YOUR TASK = Reproduce the lines of the material exactly, excluding every image.

---------- DATA PROVIDED

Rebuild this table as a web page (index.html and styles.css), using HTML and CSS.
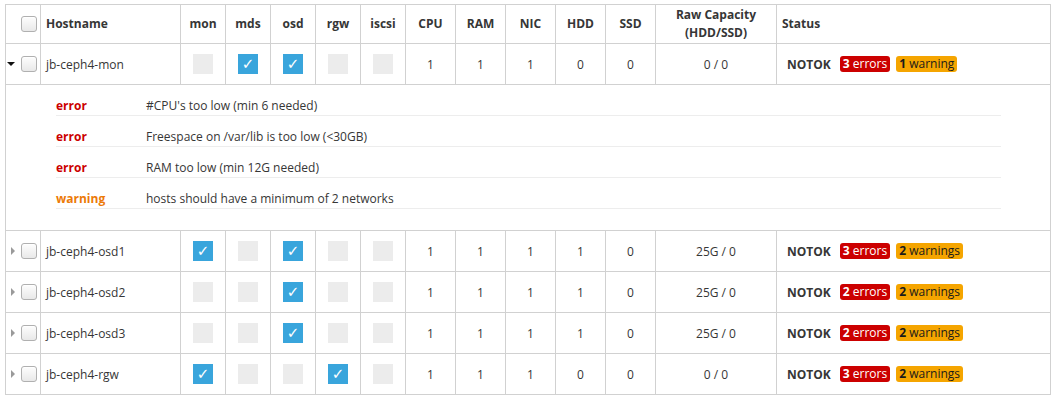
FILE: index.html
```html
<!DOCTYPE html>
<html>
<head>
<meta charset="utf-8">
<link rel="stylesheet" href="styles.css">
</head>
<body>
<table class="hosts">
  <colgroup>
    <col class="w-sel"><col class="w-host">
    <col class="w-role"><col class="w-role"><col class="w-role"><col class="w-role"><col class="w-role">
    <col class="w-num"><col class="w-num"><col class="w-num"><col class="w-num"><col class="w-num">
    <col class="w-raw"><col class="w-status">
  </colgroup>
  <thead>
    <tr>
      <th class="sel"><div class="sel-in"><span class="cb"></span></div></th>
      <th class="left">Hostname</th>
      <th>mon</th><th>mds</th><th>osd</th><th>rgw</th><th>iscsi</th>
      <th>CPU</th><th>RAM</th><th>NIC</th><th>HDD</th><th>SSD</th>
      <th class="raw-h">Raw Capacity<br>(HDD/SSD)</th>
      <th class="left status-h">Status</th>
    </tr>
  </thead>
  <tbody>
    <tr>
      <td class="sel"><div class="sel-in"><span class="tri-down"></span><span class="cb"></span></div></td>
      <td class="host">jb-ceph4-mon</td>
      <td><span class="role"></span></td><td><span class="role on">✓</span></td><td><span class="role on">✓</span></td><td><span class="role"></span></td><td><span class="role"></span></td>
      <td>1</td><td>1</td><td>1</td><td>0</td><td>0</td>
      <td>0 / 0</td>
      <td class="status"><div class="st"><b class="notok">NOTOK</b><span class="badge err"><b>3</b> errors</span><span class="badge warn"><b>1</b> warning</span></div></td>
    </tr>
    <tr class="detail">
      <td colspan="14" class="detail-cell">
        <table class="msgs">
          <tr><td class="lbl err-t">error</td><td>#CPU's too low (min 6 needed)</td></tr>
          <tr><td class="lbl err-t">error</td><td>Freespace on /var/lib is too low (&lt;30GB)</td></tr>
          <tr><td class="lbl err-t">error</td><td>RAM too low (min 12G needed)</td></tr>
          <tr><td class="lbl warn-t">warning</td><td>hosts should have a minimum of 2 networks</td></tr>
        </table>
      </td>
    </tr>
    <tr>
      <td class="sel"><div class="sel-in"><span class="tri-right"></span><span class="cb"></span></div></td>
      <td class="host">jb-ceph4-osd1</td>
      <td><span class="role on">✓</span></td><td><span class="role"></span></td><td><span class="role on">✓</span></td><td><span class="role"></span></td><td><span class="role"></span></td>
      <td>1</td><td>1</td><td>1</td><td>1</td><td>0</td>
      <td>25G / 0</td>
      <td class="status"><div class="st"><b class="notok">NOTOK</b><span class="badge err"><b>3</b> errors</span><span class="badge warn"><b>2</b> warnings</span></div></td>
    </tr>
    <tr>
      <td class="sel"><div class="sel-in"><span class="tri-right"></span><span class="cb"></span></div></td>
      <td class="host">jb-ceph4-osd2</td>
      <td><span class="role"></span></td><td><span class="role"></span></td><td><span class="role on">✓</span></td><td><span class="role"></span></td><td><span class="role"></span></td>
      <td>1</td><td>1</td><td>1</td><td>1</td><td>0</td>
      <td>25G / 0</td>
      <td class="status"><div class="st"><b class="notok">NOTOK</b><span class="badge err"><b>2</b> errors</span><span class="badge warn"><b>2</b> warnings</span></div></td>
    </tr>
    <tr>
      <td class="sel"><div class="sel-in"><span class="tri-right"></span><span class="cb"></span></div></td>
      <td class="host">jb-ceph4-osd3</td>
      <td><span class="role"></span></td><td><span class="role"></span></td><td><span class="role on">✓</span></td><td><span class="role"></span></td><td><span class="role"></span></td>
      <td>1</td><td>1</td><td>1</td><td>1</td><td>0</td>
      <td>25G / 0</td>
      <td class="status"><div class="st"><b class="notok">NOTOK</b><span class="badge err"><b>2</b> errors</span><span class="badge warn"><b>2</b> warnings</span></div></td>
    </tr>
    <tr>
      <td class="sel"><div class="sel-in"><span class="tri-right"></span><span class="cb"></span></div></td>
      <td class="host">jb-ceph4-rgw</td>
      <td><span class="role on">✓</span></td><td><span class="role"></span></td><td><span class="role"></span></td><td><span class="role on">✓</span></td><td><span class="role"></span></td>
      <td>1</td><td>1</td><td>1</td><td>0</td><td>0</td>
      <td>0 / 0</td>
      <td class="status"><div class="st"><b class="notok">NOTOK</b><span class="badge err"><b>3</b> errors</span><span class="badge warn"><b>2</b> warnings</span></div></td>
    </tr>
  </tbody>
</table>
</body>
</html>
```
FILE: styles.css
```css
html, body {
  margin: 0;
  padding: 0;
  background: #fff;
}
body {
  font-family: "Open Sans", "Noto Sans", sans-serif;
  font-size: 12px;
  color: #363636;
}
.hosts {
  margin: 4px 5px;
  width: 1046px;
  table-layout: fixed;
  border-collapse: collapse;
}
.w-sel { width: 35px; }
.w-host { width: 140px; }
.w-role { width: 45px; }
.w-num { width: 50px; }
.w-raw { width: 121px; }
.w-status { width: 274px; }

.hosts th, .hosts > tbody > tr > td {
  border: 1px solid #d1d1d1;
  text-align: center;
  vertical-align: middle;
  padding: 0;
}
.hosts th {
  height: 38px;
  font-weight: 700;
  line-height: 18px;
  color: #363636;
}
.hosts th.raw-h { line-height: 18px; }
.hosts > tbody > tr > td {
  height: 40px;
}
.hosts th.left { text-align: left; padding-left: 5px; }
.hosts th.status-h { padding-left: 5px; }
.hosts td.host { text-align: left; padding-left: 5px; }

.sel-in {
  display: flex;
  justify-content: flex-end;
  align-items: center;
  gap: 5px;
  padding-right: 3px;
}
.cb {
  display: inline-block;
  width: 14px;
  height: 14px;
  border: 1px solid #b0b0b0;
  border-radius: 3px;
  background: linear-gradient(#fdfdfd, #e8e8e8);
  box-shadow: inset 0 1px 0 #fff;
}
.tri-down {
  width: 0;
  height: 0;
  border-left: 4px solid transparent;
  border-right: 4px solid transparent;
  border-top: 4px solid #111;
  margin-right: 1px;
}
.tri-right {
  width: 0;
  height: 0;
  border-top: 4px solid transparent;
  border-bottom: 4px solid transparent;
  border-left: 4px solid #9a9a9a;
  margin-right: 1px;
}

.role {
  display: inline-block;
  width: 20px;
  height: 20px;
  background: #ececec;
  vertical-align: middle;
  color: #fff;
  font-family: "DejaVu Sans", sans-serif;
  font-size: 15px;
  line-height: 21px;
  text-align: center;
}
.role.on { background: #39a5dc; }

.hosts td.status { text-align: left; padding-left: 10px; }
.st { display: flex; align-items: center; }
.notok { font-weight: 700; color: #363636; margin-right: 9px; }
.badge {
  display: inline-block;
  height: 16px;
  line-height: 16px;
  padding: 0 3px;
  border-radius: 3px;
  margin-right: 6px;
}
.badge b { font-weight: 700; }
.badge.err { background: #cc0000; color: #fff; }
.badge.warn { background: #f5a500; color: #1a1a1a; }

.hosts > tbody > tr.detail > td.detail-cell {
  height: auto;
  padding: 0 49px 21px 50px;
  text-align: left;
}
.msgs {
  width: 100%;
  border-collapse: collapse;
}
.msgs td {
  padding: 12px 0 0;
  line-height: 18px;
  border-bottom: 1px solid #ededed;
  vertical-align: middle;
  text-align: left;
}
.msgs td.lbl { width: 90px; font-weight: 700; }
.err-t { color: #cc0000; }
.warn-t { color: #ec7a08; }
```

--------------------

CORRECT RESPONSE =
Rebuild this table as a web page (index.html and styles.css), using HTML and CSS.
FILE: index.html
```html
<!DOCTYPE html>
<html>
<head>
<meta charset="utf-8">
<link rel="stylesheet" href="styles.css">
</head>
<body>
<table class="hosts">
  <colgroup>
    <col class="w-sel"><col class="w-host">
    <col class="w-role"><col class="w-role"><col class="w-role"><col class="w-role"><col class="w-role">
    <col class="w-num"><col class="w-num"><col class="w-num"><col class="w-num"><col class="w-num">
    <col class="w-raw"><col class="w-status">
  </colgroup>
  <thead>
    <tr>
      <th class="sel"><div class="sel-in"><span class="cb"></span></div></th>
      <th class="left">Hostname</th>
      <th>mon</th><th>mds</th><th>osd</th><th>rgw</th><th>iscsi</th>
      <th>CPU</th><th>RAM</th><th>NIC</th><th>HDD</th><th>SSD</th>
      <th class="raw-h">Raw Capacity<br>(HDD/SSD)</th>
      <th class="left status-h">Status</th>
    </tr>
  </thead>
  <tbody>
    <tr>
      <td class="sel"><div class="sel-in"><span class="tri-down"></span><span class="cb"></span></div></td>
      <td class="host">jb-ceph4-mon</td>
      <td><span class="role"></span></td><td><span class="role on">✓</span></td><td><span class="role on">✓</span></td><td><span class="role"></span></td><td><span class="role"></span></td>
      <td>1</td><td>1</td><td>1</td><td>0</td><td>0</td>
      <td>0 / 0</td>
      <td class="status"><div class="st"><b class="notok">NOTOK</b><span class="badge err"><b>3</b> errors</span><span class="badge warn"><b>1</b> warning</span></div></td>
    </tr>
    <tr class="detail">
      <td colspan="14" class="detail-cell">
        <table class="msgs">
          <tr><td class="lbl err-t">error</td><td>#CPU's too low (min 6 needed)</td></tr>
          <tr><td class="lbl err-t">error</td><td>Freespace on /var/lib is too low (&lt;30GB)</td></tr>
          <tr><td class="lbl err-t">error</td><td>RAM too low (min 12G needed)</td></tr>
          <tr><td class="lbl warn-t">warning</td><td>hosts should have a minimum of 2 networks</td></tr>
        </table>
      </td>
    </tr>
    <tr>
      <td class="sel"><div class="sel-in"><span class="tri-right"></span><span class="cb"></span></div></td>
      <td class="host">jb-ceph4-osd1</td>
      <td><span class="role on">✓</span></td><td><span class="role"></span></td><td><span class="role on">✓</span></td><td><span class="role"></span></td><td><span class="role"></span></td>
      <td>1</td><td>1</td><td>1</td><td>1</td><td>0</td>
      <td>25G / 0</td>
      <td class="status"><div class="st"><b class="notok">NOTOK</b><span class="badge err"><b>3</b> errors</span><span class="badge warn"><b>2</b> warnings</span></div></td>
    </tr>
    <tr>
      <td class="sel"><div class="sel-in"><span class="tri-right"></span><span class="cb"></span></div></td>
      <td class="host">jb-ceph4-osd2</td>
      <td><span class="role"></span></td><td><span class="role"></span></td><td><span class="role on">✓</span></td><td><span class="role"></span></td><td><span class="role"></span></td>
      <td>1</td><td>1</td><td>1</td><td>1</td><td>0</td>
      <td>25G / 0</td>
      <td class="status"><div class="st"><b class="notok">NOTOK</b><span class="badge err"><b>2</b> errors</span><span class="badge warn"><b>2</b> warnings</span></div></td>
    </tr>
    <tr>
      <td class="sel"><div class="sel-in"><span class="tri-right"></span><span class="cb"></span></div></td>
      <td class="host">jb-ceph4-osd3</td>
      <td><span class="role"></span></td><td><span class="role"></span></td><td><span class="role on">✓</span></td><td><span class="role"></span></td><td><span class="role"></span></td>
      <td>1</td><td>1</td><td>1</td><td>1</td><td>0</td>
      <td>25G / 0</td>
      <td class="status"><div class="st"><b class="notok">NOTOK</b><span class="badge err"><b>2</b> errors</span><span class="badge warn"><b>2</b> warnings</span></div></td>
    </tr>
    <tr>
      <td class="sel"><div class="sel-in"><span class="tri-right"></span><span class="cb"></span></div></td>
      <td class="host">jb-ceph4-rgw</td>
      <td><span class="role on">✓</span></td><td><span class="role"></span></td><td><span class="role"></span></td><td><span class="role on">✓</span></td><td><span class="role"></span></td>
      <td>1</td><td>1</td><td>1</td><td>0</td><td>0</td>
      <td>0 / 0</td>
      <td class="status"><div class="st"><b class="notok">NOTOK</b><span class="badge err"><b>3</b> errors</span><span class="badge warn"><b>2</b> warnings</span></div></td>
    </tr>
  </tbody>
</table>
</body>
</html>
```
FILE: styles.css
```css
html, body {
  margin: 0;
  padding: 0;
  background: #fff;
}
body {
  font-family: "Open Sans", "Noto Sans", sans-serif;
  font-size: 12px;
  color: #363636;
}
.hosts {
  margin: 4px 5px;
  width: 1046px;
  table-layout: fixed;
  border-collapse: collapse;
}
.w-sel { width: 35px; }
.w-host { width: 140px; }
.w-role { width: 45px; }
.w-num { width: 50px; }
.w-raw { width: 121px; }
.w-status { width: 274px; }

.hosts th, .hosts > tbody > tr > td {
  border: 1px solid #d1d1d1;
  text-align: center;
  vertical-align: middle;
  padding: 0;
}
.hosts th {
  height: 38px;
  font-weight: 700;
  line-height: 18px;
  color: #363636;
}
.hosts th.raw-h { line-height: 18px; }
.hosts > tbody > tr > td {
  height: 40px;
}
.hosts th.left { text-align: left; padding-left: 5px; }
.hosts th.status-h { padding-left: 5px; }
.hosts td.host { text-align: left; padding-left: 5px; }

.sel-in {
  display: flex;
  justify-content: flex-end;
  align-items: center;
  gap: 5px;
  padding-right: 3px;
}
.cb {
  display: inline-block;
  width: 14px;
  height: 14px;
  border: 1px solid #b0b0b0;
  border-radius: 3px;
  background: linear-gradient(#fdfdfd, #e8e8e8);
  box-shadow: inset 0 1px 0 #fff;
}
.tri-down {
  width: 0;
  height: 0;
  border-left: 4px solid transparent;
  border-right: 4px solid transparent;
  border-top: 4px solid #111;
  margin-right: 1px;
}
.tri-right {
  width: 0;
  height: 0;
  border-top: 4px solid transparent;
  border-bottom: 4px solid transparent;
  border-left: 4px solid #9a9a9a;
  margin-right: 1px;
}

.role {
  display: inline-block;
  width: 20px;
  height: 20px;
  background: #ececec;
  vertical-align: middle;
  color: #fff;
  font-family: "DejaVu Sans", sans-serif;
  font-size: 15px;
  line-height: 21px;
  text-align: center;
}
.role.on { background: #39a5dc; }

.hosts td.status { text-align: left; padding-left: 10px; }
.st { display: flex; align-items: center; }
.notok { font-weight: 700; color: #363636; margin-right: 9px; }
.badge {
  display: inline-block;
  height: 16px;
  line-height: 16px;
  padding: 0 3px;
  border-radius: 3px;
  margin-right: 6px;
}
.badge b { font-weight: 700; }
.badge.err { background: #cc0000; color: #fff; }
.badge.warn { background: #f5a500; color: #1a1a1a; }

.hosts > tbody > tr.detail > td.detail-cell {
  height: auto;
  padding: 0 49px 21px 50px;
  text-align: left;
}
.msgs {
  width: 100%;
  border-collapse: collapse;
}
.msgs td {
  padding: 12px 0 0;
  line-height: 18px;
  border-bottom: 1px solid #ededed;
  vertical-align: middle;
  text-align: left;
}
.msgs td.lbl { width: 90px; font-weight: 700; }
.err-t { color: #cc0000; }
.warn-t { color: #ec7a08; }
```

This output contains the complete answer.